During the performance, prior to my entrance before the key scene, I went to this stage assistant. I watched as he opened the lockbox and took out the “cold” gun. He handed it to me and closed and re-locked the lockbox. I opened the cylinder, touched the rims to confirm this was the prop with the fake bullets, and closed it again.

Then I made my entrance, and performed my part of the scene, which, again, I remind you, required me to touch the barrel of the weapon directly to another person’s head.

After the subsequent struggle, when the other actor took this prop away from me, he briefly exited into the wings. I remained on stage, so I was not able to witness this during the performance, but his procedure was to go to the same assistant, hand off the cold gun, and receive the hot gun from the lockbox. According to the procedure, the assistant was not to remove the hot gun from the red bag except in the presence of the other actor, to ensure that they were not inadvertently switched. The actor then re-entered the stage, carrying a live weapon that could be fired for the performance.

Finally, at the end of each show, we both went back to the same assistant to watch and confirm as the two props were placed back in the same lockbox. The assistant then took the lockbox and gave it to the stage manager to be locked in a filing cabinet in the theater office.

So, I ask everyone who keeps insisting that every weapon be treated as live and hot and dangerous and never aimed at another human being: How would it have been possible for me to place this handgun against my fellow actor’s temple?

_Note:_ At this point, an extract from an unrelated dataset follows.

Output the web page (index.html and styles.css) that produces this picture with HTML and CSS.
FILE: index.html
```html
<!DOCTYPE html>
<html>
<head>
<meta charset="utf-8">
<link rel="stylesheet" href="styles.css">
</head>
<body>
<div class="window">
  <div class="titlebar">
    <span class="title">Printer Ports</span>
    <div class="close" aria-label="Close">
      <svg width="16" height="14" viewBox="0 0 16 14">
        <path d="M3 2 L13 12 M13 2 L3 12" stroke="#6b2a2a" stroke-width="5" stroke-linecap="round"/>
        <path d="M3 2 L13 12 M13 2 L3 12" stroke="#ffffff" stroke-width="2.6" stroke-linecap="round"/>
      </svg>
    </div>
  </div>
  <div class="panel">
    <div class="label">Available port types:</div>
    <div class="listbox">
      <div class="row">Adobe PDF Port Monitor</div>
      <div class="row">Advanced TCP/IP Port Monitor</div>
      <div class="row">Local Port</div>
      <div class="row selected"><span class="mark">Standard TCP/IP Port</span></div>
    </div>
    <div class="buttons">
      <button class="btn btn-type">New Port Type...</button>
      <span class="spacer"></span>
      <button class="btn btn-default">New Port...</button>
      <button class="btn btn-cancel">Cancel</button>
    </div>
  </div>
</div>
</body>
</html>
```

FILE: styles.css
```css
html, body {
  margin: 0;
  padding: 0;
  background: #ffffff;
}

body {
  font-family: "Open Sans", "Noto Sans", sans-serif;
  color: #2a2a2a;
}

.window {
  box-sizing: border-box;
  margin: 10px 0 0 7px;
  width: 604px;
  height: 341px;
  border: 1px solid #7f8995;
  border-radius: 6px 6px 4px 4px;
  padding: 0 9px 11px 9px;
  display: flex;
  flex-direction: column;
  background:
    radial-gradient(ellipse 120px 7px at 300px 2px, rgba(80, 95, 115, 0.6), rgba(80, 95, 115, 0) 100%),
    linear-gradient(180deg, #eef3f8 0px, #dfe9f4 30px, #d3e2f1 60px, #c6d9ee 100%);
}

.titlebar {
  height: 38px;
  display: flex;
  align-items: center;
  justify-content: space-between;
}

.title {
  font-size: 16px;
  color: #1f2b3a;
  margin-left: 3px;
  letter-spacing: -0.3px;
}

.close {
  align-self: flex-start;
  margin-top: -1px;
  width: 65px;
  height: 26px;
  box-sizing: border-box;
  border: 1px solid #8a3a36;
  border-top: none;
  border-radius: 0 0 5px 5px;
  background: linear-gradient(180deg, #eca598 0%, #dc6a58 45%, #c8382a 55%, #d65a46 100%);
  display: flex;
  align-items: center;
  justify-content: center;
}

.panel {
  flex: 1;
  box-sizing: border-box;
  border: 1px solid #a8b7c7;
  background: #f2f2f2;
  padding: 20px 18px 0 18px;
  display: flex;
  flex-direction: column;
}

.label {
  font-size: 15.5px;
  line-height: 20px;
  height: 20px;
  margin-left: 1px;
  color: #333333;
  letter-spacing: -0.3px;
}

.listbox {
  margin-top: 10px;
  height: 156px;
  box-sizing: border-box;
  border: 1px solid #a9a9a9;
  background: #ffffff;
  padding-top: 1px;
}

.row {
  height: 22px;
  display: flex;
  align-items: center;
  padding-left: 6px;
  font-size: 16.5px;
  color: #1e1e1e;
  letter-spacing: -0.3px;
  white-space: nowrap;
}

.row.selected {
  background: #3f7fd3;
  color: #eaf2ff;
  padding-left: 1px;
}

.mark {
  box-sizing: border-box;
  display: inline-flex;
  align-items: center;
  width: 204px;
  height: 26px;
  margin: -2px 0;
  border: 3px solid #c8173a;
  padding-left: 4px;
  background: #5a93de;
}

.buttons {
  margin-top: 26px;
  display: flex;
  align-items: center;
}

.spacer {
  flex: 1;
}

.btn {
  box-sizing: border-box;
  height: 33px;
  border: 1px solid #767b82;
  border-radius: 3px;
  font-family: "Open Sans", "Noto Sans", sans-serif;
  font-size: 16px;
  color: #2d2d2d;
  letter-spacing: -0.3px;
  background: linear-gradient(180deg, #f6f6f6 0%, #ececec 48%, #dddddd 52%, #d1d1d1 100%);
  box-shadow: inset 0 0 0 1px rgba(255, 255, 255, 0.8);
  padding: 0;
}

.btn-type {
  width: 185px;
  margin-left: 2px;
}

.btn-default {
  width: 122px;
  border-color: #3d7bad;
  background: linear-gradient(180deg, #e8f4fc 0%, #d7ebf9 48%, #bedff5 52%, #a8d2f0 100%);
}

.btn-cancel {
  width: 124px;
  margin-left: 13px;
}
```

We created a system with multiple layers of safety and precautionary measures. As long as everyone correctly does their jobs, there’s no problem, and throughout the entire run, around fifty performances, we never had any kind of issue with the firearms. (We had other problems, because, well, it’s live theater, and there’s always something you have to cope with, but never with the guns.)

Yes, it’s remotely possible as a hypothetical that both I and the other actor could have looked away at the very moment the stage assistant accidentally put the cold gun in the red bag. Or that the assistant or someone else got into the lockbox after the preparatory step and maliciously switched them. Also, as mentioned, I’m not a gun person. It’s theoretically possible that when I opened the cylinder, in the darkness of the wings and the urgency of the production, that I could have touched the rims quickly and routinely and failed to notice such a switch. But these are layers of checks and cross-checks. And if a one-in-a-million sequence of failures had lined up in such a way that I wound up with a live gun on stage, who would have borne the majority of the blame for an accident?

Ultimately it would have been the theater as an entity, with its deep pockets, that would be on the hook for any financial settlement. But in terms of criminal liability, they would have looked at the director, the fight master, and the consultant armorer to see whether they had behaved responsibly in organizing the scene to maximize safety; the stage manager, for her supervisory role over the production in flight; and the stage assistant, for his direct function as safety officer and caretaker of the lockbox. I, as the actor, would have been at the very bottom of that list.

Even though I was the one holding the gun and pressing it to another person’s head.

So, please — all these repeated efforts to quote and re-quote generic firearms safety rules are wrong and inapplicable. Stop it.

I believe the DP (and director) were just off to the side of the camera watching a monitor. And that an asst. camera operator was at the camera.

Wiki:

The trio behind the monitor were two feet from the muzzle of the firearm and none of them were wearing any protective gear like noise-canceling headphones or safety goggles

Forgot to mention something here:

So to anticipate the question: “If you just had to brandish the gun, why did you need a real but modified firearm at all?”

In the scene, as my character was menacing the other guy, the director wanted me to thumb back the hammer, creating the click and the cylinder turn. So a functional prop was required.

The alternative was a hard rubber prop gun, which is what the fight master initially suggested. But the director wanted the functional element, so the more elaborate protocol was devised.

Otherwise I would have been using an entirely fake weapon, which would have been easily and immediately distinguished from the actual hot weapon just by weight and touch. And there would have been no need for all the special management; it would have been just another prop and the hot gun would have been secured by itself.

(This was a production that took safety very, very seriously. There was another scene in the play with a brief knife fight. The fight master provided specific prop weapons that looked very realistic but that had lightweight blades with no edge. In one rehearsal, one actor substituted the safety weapon for another weapon he brought himself because he thought it looked “cooler” for the character. It was also a stage-ready prop, but it wasn’t the one the fight master had provided. The instant he brought it out, the fight master interrupted the scene and took it away from him. Then he went and had quiet but heated words with the director. And the actor was summarily fired, on the spot.)

Especially since so much is done in post-production these days. It used to be that the sound was enhanced. however, with a good enough CGI artist, I think Baldwin could have held a banana painted green.

Anyway.

Is there an election for the DA office in Santa Fe this year? I only mention this because Baldwin
Is known to be a big asshole
Is a vocal Liberal
Poked Trump time and again on SNL
Is a celebrity (duh!) so the case will get massive media attention
Is probably well off/rich.

Dumb question here. But in movies where people are shooting guns at other people, are the guns aimed at the targets? Or is it a rule that they should be aimed slightly left or right of the target?

New Mexico is a blue state, and the People’s Republic of Santa Fe is the bluest part of it.

I can’t imagine how Baldwin the actor could be responsible, BUT I can imagine a scenario where Baldwin the producer is at fault.

Totally hypothetical but what if the investigation found, and testimony will reveal, that Baldwin as producer knowingly violated safety protocols during production? What if members of the crew testify that on the day of the incident Baldwin pulled rank and said, “I don’t care if the armorer hasn’t inspected the damn gun, give it to me so we can shoot this scene!”

In that case, Baldwin might be in trouble.